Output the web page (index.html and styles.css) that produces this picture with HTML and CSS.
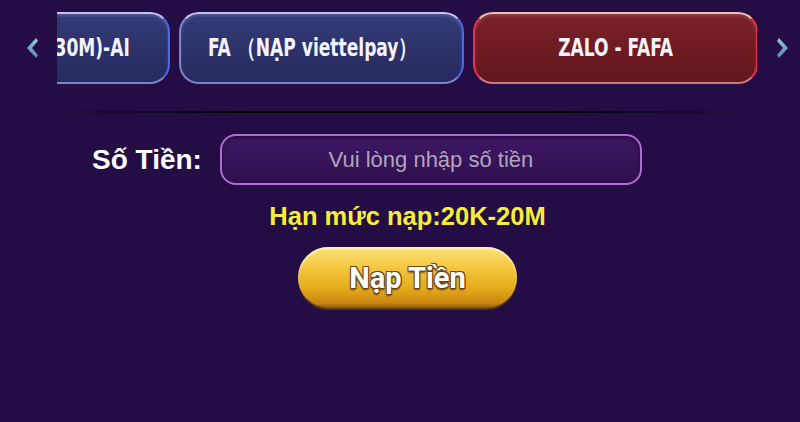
FILE: index.html
```html
<!DOCTYPE html>
<html lang="vi">
<head>
  <meta charset="UTF-8" />
  <meta name="viewport" content="width=device-width, initial-scale=1.0" />
  <title>Nạp Tiền</title>
  <link rel="stylesheet" href="styles.css">
</head>
<body>
  <div class="tabs-bar">
    <button class="arrow" aria-label="Trước">
      <svg width="16" height="24" viewBox="0 0 16 24">
        <defs>
          <linearGradient id="arrowGrad" x1="0" y1="0" x2="0" y2="1">
            <stop offset="0" stop-color="#9cc6dc" />
            <stop offset="1" stop-color="#4f8aa6" />
          </linearGradient>
        </defs>
        <path d="M12 2 L3 12 L12 22 L14 19 L8 12 L14 5 Z" fill="url(#arrowGrad)" />
      </svg>
    </button>

    <div class="tabs-view">
      <div class="tabs-track">
        <div class="tab tab-first"><span>NẠP (10K-30M)-AI</span></div>
        <div class="tab tab-left"><span>FA （NẠP viettelpay）</span></div>
        <div class="tab active"><span>ZALO - FAFA</span></div>
      </div>
    </div>

    <button class="arrow" aria-label="Sau">
      <svg width="16" height="24" viewBox="0 0 16 24">
        <path d="M4 2 L13 12 L4 22 L2 19 L8 12 L2 5 Z" fill="url(#arrowGrad)" />
      </svg>
    </button>
  </div>

  <div class="divider"></div>

  <div class="form">
    <div class="row">
      <label for="amount" class="label">Số Tiền:</label>
      <input id="amount" class="amount" type="text" placeholder="Vui lòng nhập số tiền" />
    </div>

    <p class="limit">Hạn mức nạp:20K-20M</p>

    <button class="submit">Nạp Tiền</button>
  </div>
</body>
</html>
```

FILE: styles.css
```css
body {
  margin: 0;
  background-color: #240d44;
  font-family: 'Liberation Sans', Arial, sans-serif;
  color: white;
  height: 422px;
  overflow: hidden;
}

.tabs-bar {
  display: flex;
  align-items: center;
  padding-top: 12px;
  height: 72px;
}

.arrow {
  width: 57px;
  height: 72px;
  padding: 0;
  background: transparent;
  border: none;
  display: flex;
  align-items: center;
  justify-content: center;
  cursor: pointer;
}

.arrow:first-child {
  justify-content: flex-start;
  padding-left: 24px;
}

.arrow:last-child {
  width: 43px;
  justify-content: flex-start;
  padding-left: 18px;
}

.tabs-view {
  width: 700px;
  height: 72px;
  overflow: hidden;
}

.tabs-track {
  display: flex;
  gap: 9px;
  margin-left: -172px;
}

.tab {
  flex: none;
  width: 285px;
  min-width: 0;
  height: 72px;
  box-sizing: border-box;
  border-radius: 20px;
  display: flex;
  align-items: center;
  justify-content: center;
  font-family: 'DejaVu Sans Condensed', 'Liberation Sans Narrow', sans-serif;
  font-weight: bold;
  font-size: 25px;
  color: #f4f4ff;
  background: linear-gradient(#343b78, #2b3068 60%, #262a5e);
  border: 2px solid #7d84c8;
  border-top-color: #c4c2f0;
  border-right-color: #4a6ae8;
  box-shadow: inset 0 2px 3px rgba(255, 255, 255, 0.15);
  white-space: nowrap;
}

.tab span {
  display: inline-block;
  flex: none;
  transform: scaleX(0.76);
  padding-bottom: 2px;
}

.tab-first {
  justify-content: flex-end;
  padding-right: 38px;
}

.tab-first span {
  transform-origin: right center;
}

.tab-left {
  padding-right: 18px;
}

.tab.active {
  background: linear-gradient(#7a2228, #6c1a21 60%, #65161d);
  border-color: #c77c80;
  border-top-color: #f0c0b8;
  border-left-color: #e8304a;
  border-right-color: #e8304a;
}

.divider {
  height: 2px;
  margin: 27px 40px 0;
  background: linear-gradient(90deg, rgba(0, 0, 0, 0), #000 30%, #000 70%, rgba(0, 0, 0, 0));
}

.form {
  display: flex;
  flex-direction: column;
  align-items: center;
}

.row {
  align-self: flex-start;
  display: flex;
  align-items: center;
  margin: 21px 0 0 92px;
  gap: 18px;
}

.label {
  font-family: 'Liberation Sans', Arial, sans-serif;
  font-weight: bold;
  font-size: 28px;
  color: #ffffff;
}

.amount {
  width: 422px;
  height: 51px;
  box-sizing: border-box;
  border-radius: 16px;
  border: 2px solid #b26ad8;
  background: linear-gradient(#3e1764, #371459 50%, #2f104e);
  box-shadow: inset 0 2px 4px rgba(0, 0, 0, 0.45);
  color: white;
  text-align: center;
  font-family: 'Liberation Sans', Arial, sans-serif;
  font-size: 22px;
  outline: none;
}

.amount::placeholder {
  color: #b0a4bf;
}

.limit {
  margin: 17px 0 0 15px;
  font-family: 'Liberation Sans', Arial, sans-serif;
  font-weight: bold;
  font-size: 25.5px;
  color: #f5ef3a;
}

.submit {
  margin: 16px 0 0 15px;
  width: 219px;
  height: 61px;
  border-radius: 31px;
  border: none;
  background: linear-gradient(#fbe27a, #f4c63c 35%, #e3a91a 70%, #c98512 92%, #8e5a10);
  box-shadow: inset 0 2px 2px rgba(255, 255, 240, 0.7), 0 2px 0 #5a3510;
  font-family: Roboto, 'Liberation Sans', sans-serif;
  font-weight: bold;
  font-size: 29px;
  color: #ffffff;
  text-shadow: -1px -1px 0 #6a4418, 1px -1px 0 #6a4418, -1px 1px 0 #6a4418, 1px 1px 0 #6a4418, 0 2px 2px #5a3510;
  cursor: pointer;
}
```
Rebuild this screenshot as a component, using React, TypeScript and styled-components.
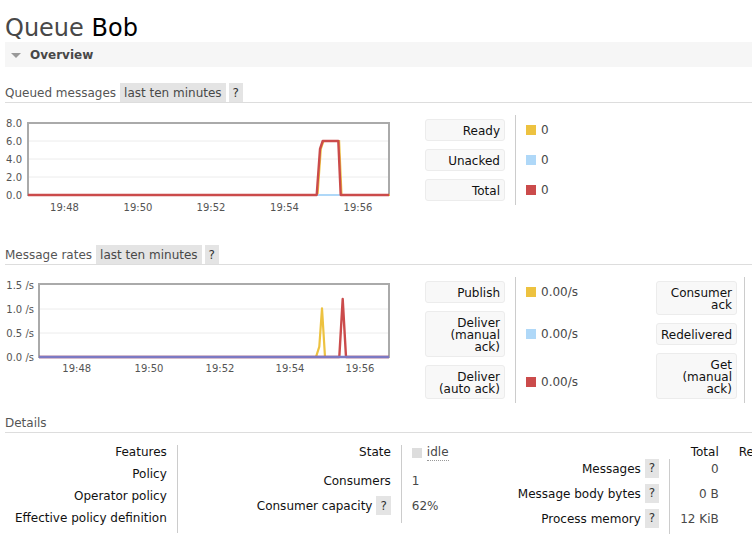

● **Prompt**: Repeat the data exactly in full, omitting its pictures.

● **Final result**:
Output the web page (index.html and styles.css) that produces this picture with HTML and CSS.
FILE: index.html
```html
<!DOCTYPE html>
<html lang="vi">
<head>
  <meta charset="UTF-8" />
  <meta name="viewport" content="width=device-width, initial-scale=1.0" />
  <title>Nạp Tiền</title>
  <link rel="stylesheet" href="styles.css">
</head>
<body>
  <div class="tabs-bar">
    <button class="arrow" aria-label="Trước">
      <svg width="16" height="24" viewBox="0 0 16 24">
        <defs>
          <linearGradient id="arrowGrad" x1="0" y1="0" x2="0" y2="1">
            <stop offset="0" stop-color="#9cc6dc" />
            <stop offset="1" stop-color="#4f8aa6" />
          </linearGradient>
        </defs>
        <path d="M12 2 L3 12 L12 22 L14 19 L8 12 L14 5 Z" fill="url(#arrowGrad)" />
      </svg>
    </button>

    <div class="tabs-view">
      <div class="tabs-track">
        <div class="tab tab-first"><span>NẠP (10K-30M)-AI</span></div>
        <div class="tab tab-left"><span>FA （NẠP viettelpay）</span></div>
        <div class="tab active"><span>ZALO - FAFA</span></div>
      </div>
    </div>

    <button class="arrow" aria-label="Sau">
      <svg width="16" height="24" viewBox="0 0 16 24">
        <path d="M4 2 L13 12 L4 22 L2 19 L8 12 L2 5 Z" fill="url(#arrowGrad)" />
      </svg>
    </button>
  </div>

  <div class="divider"></div>

  <div class="form">
    <div class="row">
      <label for="amount" class="label">Số Tiền:</label>
      <input id="amount" class="amount" type="text" placeholder="Vui lòng nhập số tiền" />
    </div>

    <p class="limit">Hạn mức nạp:20K-20M</p>

    <button class="submit">Nạp Tiền</button>
  </div>
</body>
</html>
```

FILE: styles.css
```css
body {
  margin: 0;
  background-color: #240d44;
  font-family: 'Liberation Sans', Arial, sans-serif;
  color: white;
  height: 422px;
  overflow: hidden;
}

.tabs-bar {
  display: flex;
  align-items: center;
  padding-top: 12px;
  height: 72px;
}

.arrow {
  width: 57px;
  height: 72px;
  padding: 0;
  background: transparent;
  border: none;
  display: flex;
  align-items: center;
  justify-content: center;
  cursor: pointer;
}

.arrow:first-child {
  justify-content: flex-start;
  padding-left: 24px;
}

.arrow:last-child {
  width: 43px;
  justify-content: flex-start;
  padding-left: 18px;
}

.tabs-view {
  width: 700px;
  height: 72px;
  overflow: hidden;
}

.tabs-track {
  display: flex;
  gap: 9px;
  margin-left: -172px;
}

.tab {
  flex: none;
  width: 285px;
  min-width: 0;
  height: 72px;
  box-sizing: border-box;
  border-radius: 20px;
  display: flex;
  align-items: center;
  justify-content: center;
  font-family: 'DejaVu Sans Condensed', 'Liberation Sans Narrow', sans-serif;
  font-weight: bold;
  font-size: 25px;
  color: #f4f4ff;
  background: linear-gradient(#343b78, #2b3068 60%, #262a5e);
  border: 2px solid #7d84c8;
  border-top-color: #c4c2f0;
  border-right-color: #4a6ae8;
  box-shadow: inset 0 2px 3px rgba(255, 255, 255, 0.15);
  white-space: nowrap;
}

.tab span {
  display: inline-block;
  flex: none;
  transform: scaleX(0.76);
  padding-bottom: 2px;
}

.tab-first {
  justify-content: flex-end;
  padding-right: 38px;
}

.tab-first span {
  transform-origin: right center;
}

.tab-left {
  padding-right: 18px;
}

.tab.active {
  background: linear-gradient(#7a2228, #6c1a21 60%, #65161d);
  border-color: #c77c80;
  border-top-color: #f0c0b8;
  border-left-color: #e8304a;
  border-right-color: #e8304a;
}

.divider {
  height: 2px;
  margin: 27px 40px 0;
  background: linear-gradient(90deg, rgba(0, 0, 0, 0), #000 30%, #000 70%, rgba(0, 0, 0, 0));
}

.form {
  display: flex;
  flex-direction: column;
  align-items: center;
}

.row {
  align-self: flex-start;
  display: flex;
  align-items: center;
  margin: 21px 0 0 92px;
  gap: 18px;
}

.label {
  font-family: 'Liberation Sans', Arial, sans-serif;
  font-weight: bold;
  font-size: 28px;
  color: #ffffff;
}

.amount {
  width: 422px;
  height: 51px;
  box-sizing: border-box;
  border-radius: 16px;
  border: 2px solid #b26ad8;
  background: linear-gradient(#3e1764, #371459 50%, #2f104e);
  box-shadow: inset 0 2px 4px rgba(0, 0, 0, 0.45);
  color: white;
  text-align: center;
  font-family: 'Liberation Sans', Arial, sans-serif;
  font-size: 22px;
  outline: none;
}

.amount::placeholder {
  color: #b0a4bf;
}

.limit {
  margin: 17px 0 0 15px;
  font-family: 'Liberation Sans', Arial, sans-serif;
  font-weight: bold;
  font-size: 25.5px;
  color: #f5ef3a;
}

.submit {
  margin: 16px 0 0 15px;
  width: 219px;
  height: 61px;
  border-radius: 31px;
  border: none;
  background: linear-gradient(#fbe27a, #f4c63c 35%, #e3a91a 70%, #c98512 92%, #8e5a10);
  box-shadow: inset 0 2px 2px rgba(255, 255, 240, 0.7), 0 2px 0 #5a3510;
  font-family: Roboto, 'Liberation Sans', sans-serif;
  font-weight: bold;
  font-size: 29px;
  color: #ffffff;
  text-shadow: -1px -1px 0 #6a4418, 1px -1px 0 #6a4418, -1px 1px 0 #6a4418, 1px 1px 0 #6a4418, 0 2px 2px #5a3510;
  cursor: pointer;
}
```
Rebuild this screenshot as a component, using React, TypeScript and styled-components.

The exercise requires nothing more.